▸ **DIRECTIONS FOR THIS TASK**
Return every line below as is, leaving out the pictures.

───

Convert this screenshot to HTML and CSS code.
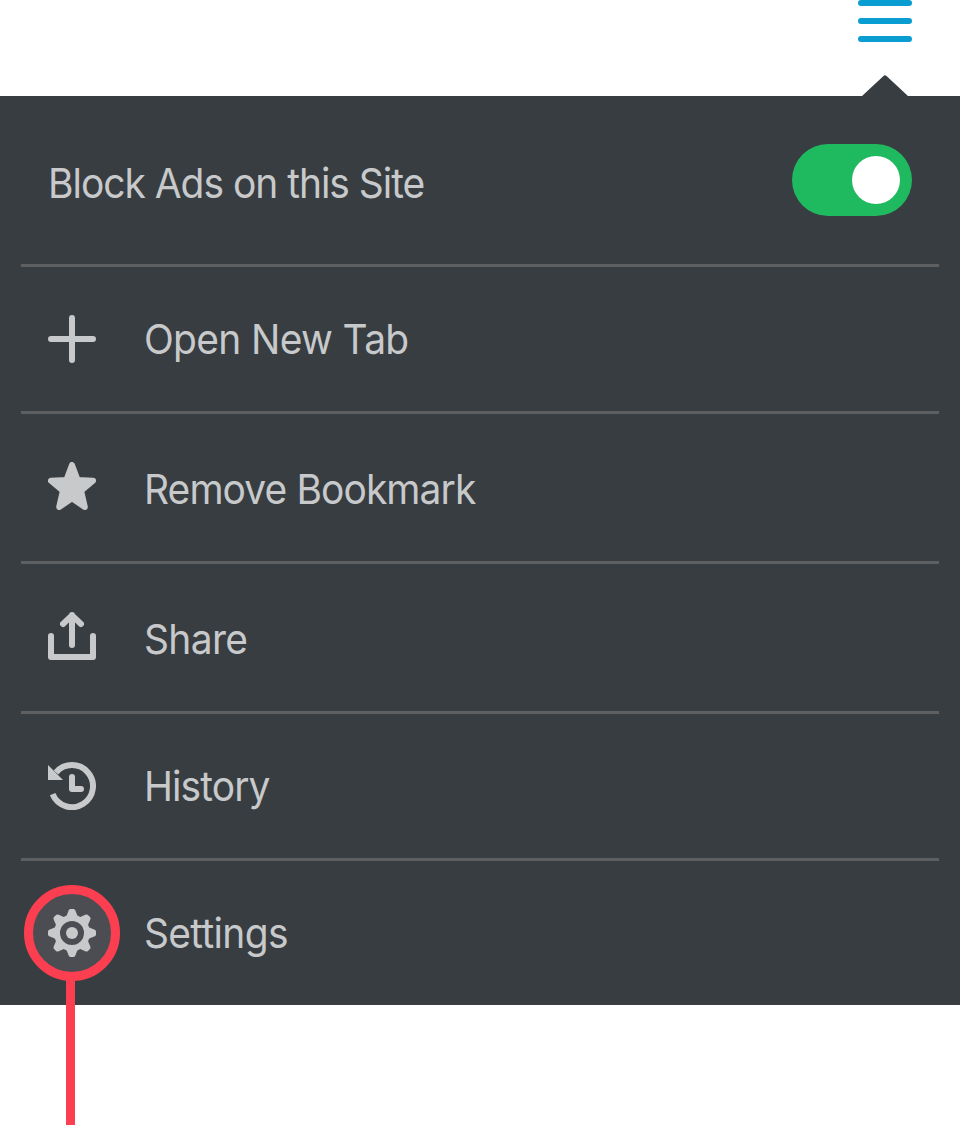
FILE: index.html
```html
<!DOCTYPE html>
<html lang="en">
<head>
<meta charset="utf-8">
<title>Browser menu</title>
<link rel="stylesheet" href="styles.css">
</head>
<body>
<header class="topbar">
  <svg class="burger" width="54" height="42" viewBox="0 0 54 42" fill="#099dd1"><rect width="54" height="6" rx="3"/><rect y="18" width="54" height="6" rx="3"/><rect y="36" width="54" height="6" rx="3"/></svg>
  <svg class="pointer" width="46" height="21" viewBox="0 0 46 21"><path d="M0 21 21.5 1Q23-.4 24.5 1L46 21Z" fill="#383d41"/></svg>
</header>
<main class="menu">
  <div class="row row-toggle">
    <span class="label label-block">Block Ads on this Site</span>
    <span class="toggle"><span class="knob"></span></span>
  </div>
  <div class="row">
    <svg class="icon" viewBox="0 0 48 48"><path class="line" d="M24 3V45M3 24H45"/></svg>
    <span class="label">Open New Tab</span>
  </div>
  <div class="row row-tall">
    <svg class="icon" viewBox="0 0 48 48"><path class="star" d="M24 3 29.6 18.1 45 18.8 33.1 28.8 36.8 45 24 36.2 11.2 45 14.9 28.8 3 18.8 18.4 18.1Z"/></svg>
    <span class="label label-tight">Remove Bookmark</span>
  </div>
  <div class="row row-tall">
    <svg class="icon" viewBox="0 0 48 48"><path class="line" d="M3 24V45H45V24M24 33V3M15 12 24 3.4 33 12"/></svg>
    <span class="label">Share</span>
  </div>
  <div class="row">
    <svg class="icon" viewBox="0 0 48 48"><path class="arc" d="M8 10.5A21 21 0 1 1 4.6 32.2"/><path class="solid" d="M0 3V18H15Z"/><path class="line" d="M24 15V27H33"/></svg>
    <span class="label label-tight">History</span>
  </div>
  <div class="row row-last">
    <span class="marker"></span>
    <svg class="icon" viewBox="0 0 48 48"><path id="tooth" class="solid" d="M18 8 20.8 1.2Q21.3 0 22.5 0H25.5Q26.7 0 27.2 1.2L30 8Z"/><use href="#tooth" transform="rotate(45 24 24)"/><use href="#tooth" transform="rotate(90 24 24)"/><use href="#tooth" transform="rotate(135 24 24)"/><use href="#tooth" transform="rotate(180 24 24)"/><use href="#tooth" transform="rotate(225 24 24)"/><use href="#tooth" transform="rotate(270 24 24)"/><use href="#tooth" transform="rotate(315 24 24)"/><circle class="ring" cx="24" cy="24" r="15"/><circle class="solid" cx="24" cy="24" r="6"/></svg>
    <span class="label">Settings</span>
  </div>
</main>
</body>
</html>
```
FILE: styles.css
```css
body {
  margin: 0;
  height: 1125px;
  overflow: hidden;
  background: #fff;
  font-family: Inter, "Liberation Sans", sans-serif;
}
.topbar {
  height: 96px;
  display: flex;
  flex-direction: column;
  align-items: flex-end;
  justify-content: space-between;
  box-sizing: border-box;
  padding-right: 48px;
}
.burger { display: block; }
.pointer { display: block; margin-right: 4px; }
.menu {
  background: #383d41;
  padding: 0 21px;
}
.row {
  display: flex;
  gap: 48px;
  box-sizing: border-box;
  height: 147px;
  padding: 48px 27px 0;
  border-bottom: 3px solid #5d5f61;
}
.row-toggle { height: 171px; justify-content: space-between; }
.row-tall { height: 150px; }
.row-last { position: relative; height: 144px; border-bottom: 0; }
.label {
  margin-left: -0.3px;
  font-size: 41px;
  line-height: 48px;
  letter-spacing: -0.7px;
  color: #c7c9cb;
  white-space: nowrap;
  transform: scaleX(0.95);
  transform-origin: left;
}
.label-tight { letter-spacing: -0.95px; }
.label-block { letter-spacing: -1.07px; }
.row-tall .label { padding-top: 3px; }
.row-toggle .label { padding-top: 15px; }
.toggle {
  display: flex;
  justify-content: flex-end;
  box-sizing: border-box;
  width: 120px;
  height: 72px;
  padding: 12px;
  border-radius: 36px;
  background: #1fb960;
}
.knob { width: 48px; height: 48px; border-radius: 50%; background: #fff; }
.icon { width: 48px; height: 48px; position: relative; color: #c7c9cb; flex: none; }
.solid, .icon use { fill: currentColor; }
.line, .arc, .ring { fill: none; stroke: currentColor; stroke-width: 6; }
.line { stroke-linecap: round; stroke-linejoin: round; }
.star { fill: currentColor; stroke: currentColor; stroke-width: 6; stroke-linejoin: round; }
.marker {
  position: absolute;
  left: 3px;
  top: 24px;
  width: 78px;
  height: 78px;
  border: 9px solid #fb3f50;
  border-radius: 50%;
  background: #4b4d53;
}
.marker::after {
  content: "";
  position: absolute;
  left: 33px;
  top: 86px;
  width: 9px;
  height: 145px;
  background: #fb3f50;
}
```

───

▸ **FULL SOLUTION**
Convert this screenshot to HTML and CSS code.
FILE: index.html
```html
<!DOCTYPE html>
<html lang="en">
<head>
<meta charset="utf-8">
<title>Browser menu</title>
<link rel="stylesheet" href="styles.css">
</head>
<body>
<header class="topbar">
  <svg class="burger" width="54" height="42" viewBox="0 0 54 42" fill="#099dd1"><rect width="54" height="6" rx="3"/><rect y="18" width="54" height="6" rx="3"/><rect y="36" width="54" height="6" rx="3"/></svg>
  <svg class="pointer" width="46" height="21" viewBox="0 0 46 21"><path d="M0 21 21.5 1Q23-.4 24.5 1L46 21Z" fill="#383d41"/></svg>
</header>
<main class="menu">
  <div class="row row-toggle">
    <span class="label label-block">Block Ads on this Site</span>
    <span class="toggle"><span class="knob"></span></span>
  </div>
  <div class="row">
    <svg class="icon" viewBox="0 0 48 48"><path class="line" d="M24 3V45M3 24H45"/></svg>
    <span class="label">Open New Tab</span>
  </div>
  <div class="row row-tall">
    <svg class="icon" viewBox="0 0 48 48"><path class="star" d="M24 3 29.6 18.1 45 18.8 33.1 28.8 36.8 45 24 36.2 11.2 45 14.9 28.8 3 18.8 18.4 18.1Z"/></svg>
    <span class="label label-tight">Remove Bookmark</span>
  </div>
  <div class="row row-tall">
    <svg class="icon" viewBox="0 0 48 48"><path class="line" d="M3 24V45H45V24M24 33V3M15 12 24 3.4 33 12"/></svg>
    <span class="label">Share</span>
  </div>
  <div class="row">
    <svg class="icon" viewBox="0 0 48 48"><path class="arc" d="M8 10.5A21 21 0 1 1 4.6 32.2"/><path class="solid" d="M0 3V18H15Z"/><path class="line" d="M24 15V27H33"/></svg>
    <span class="label label-tight">History</span>
  </div>
  <div class="row row-last">
    <span class="marker"></span>
    <svg class="icon" viewBox="0 0 48 48"><path id="tooth" class="solid" d="M18 8 20.8 1.2Q21.3 0 22.5 0H25.5Q26.7 0 27.2 1.2L30 8Z"/><use href="#tooth" transform="rotate(45 24 24)"/><use href="#tooth" transform="rotate(90 24 24)"/><use href="#tooth" transform="rotate(135 24 24)"/><use href="#tooth" transform="rotate(180 24 24)"/><use href="#tooth" transform="rotate(225 24 24)"/><use href="#tooth" transform="rotate(270 24 24)"/><use href="#tooth" transform="rotate(315 24 24)"/><circle class="ring" cx="24" cy="24" r="15"/><circle class="solid" cx="24" cy="24" r="6"/></svg>
    <span class="label">Settings</span>
  </div>
</main>
</body>
</html>
```
FILE: styles.css
```css
body {
  margin: 0;
  height: 1125px;
  overflow: hidden;
  background: #fff;
  font-family: Inter, "Liberation Sans", sans-serif;
}
.topbar {
  height: 96px;
  display: flex;
  flex-direction: column;
  align-items: flex-end;
  justify-content: space-between;
  box-sizing: border-box;
  padding-right: 48px;
}
.burger { display: block; }
.pointer { display: block; margin-right: 4px; }
.menu {
  background: #383d41;
  padding: 0 21px;
}
.row {
  display: flex;
  gap: 48px;
  box-sizing: border-box;
  height: 147px;
  padding: 48px 27px 0;
  border-bottom: 3px solid #5d5f61;
}
.row-toggle { height: 171px; justify-content: space-between; }
.row-tall { height: 150px; }
.row-last { position: relative; height: 144px; border-bottom: 0; }
.label {
  margin-left: -0.3px;
  font-size: 41px;
  line-height: 48px;
  letter-spacing: -0.7px;
  color: #c7c9cb;
  white-space: nowrap;
  transform: scaleX(0.95);
  transform-origin: left;
}
.label-tight { letter-spacing: -0.95px; }
.label-block { letter-spacing: -1.07px; }
.row-tall .label { padding-top: 3px; }
.row-toggle .label { padding-top: 15px; }
.toggle {
  display: flex;
  justify-content: flex-end;
  box-sizing: border-box;
  width: 120px;
  height: 72px;
  padding: 12px;
  border-radius: 36px;
  background: #1fb960;
}
.knob { width: 48px; height: 48px; border-radius: 50%; background: #fff; }
.icon { width: 48px; height: 48px; position: relative; color: #c7c9cb; flex: none; }
.solid, .icon use { fill: currentColor; }
.line, .arc, .ring { fill: none; stroke: currentColor; stroke-width: 6; }
.line { stroke-linecap: round; stroke-linejoin: round; }
.star { fill: currentColor; stroke: currentColor; stroke-width: 6; stroke-linejoin: round; }
.marker {
  position: absolute;
  left: 3px;
  top: 24px;
  width: 78px;
  height: 78px;
  border: 9px solid #fb3f50;
  border-radius: 50%;
  background: #4b4d53;
}
.marker::after {
  content: "";
  position: absolute;
  left: 33px;
  top: 86px;
  width: 9px;
  height: 145px;
  background: #fb3f50;
}
```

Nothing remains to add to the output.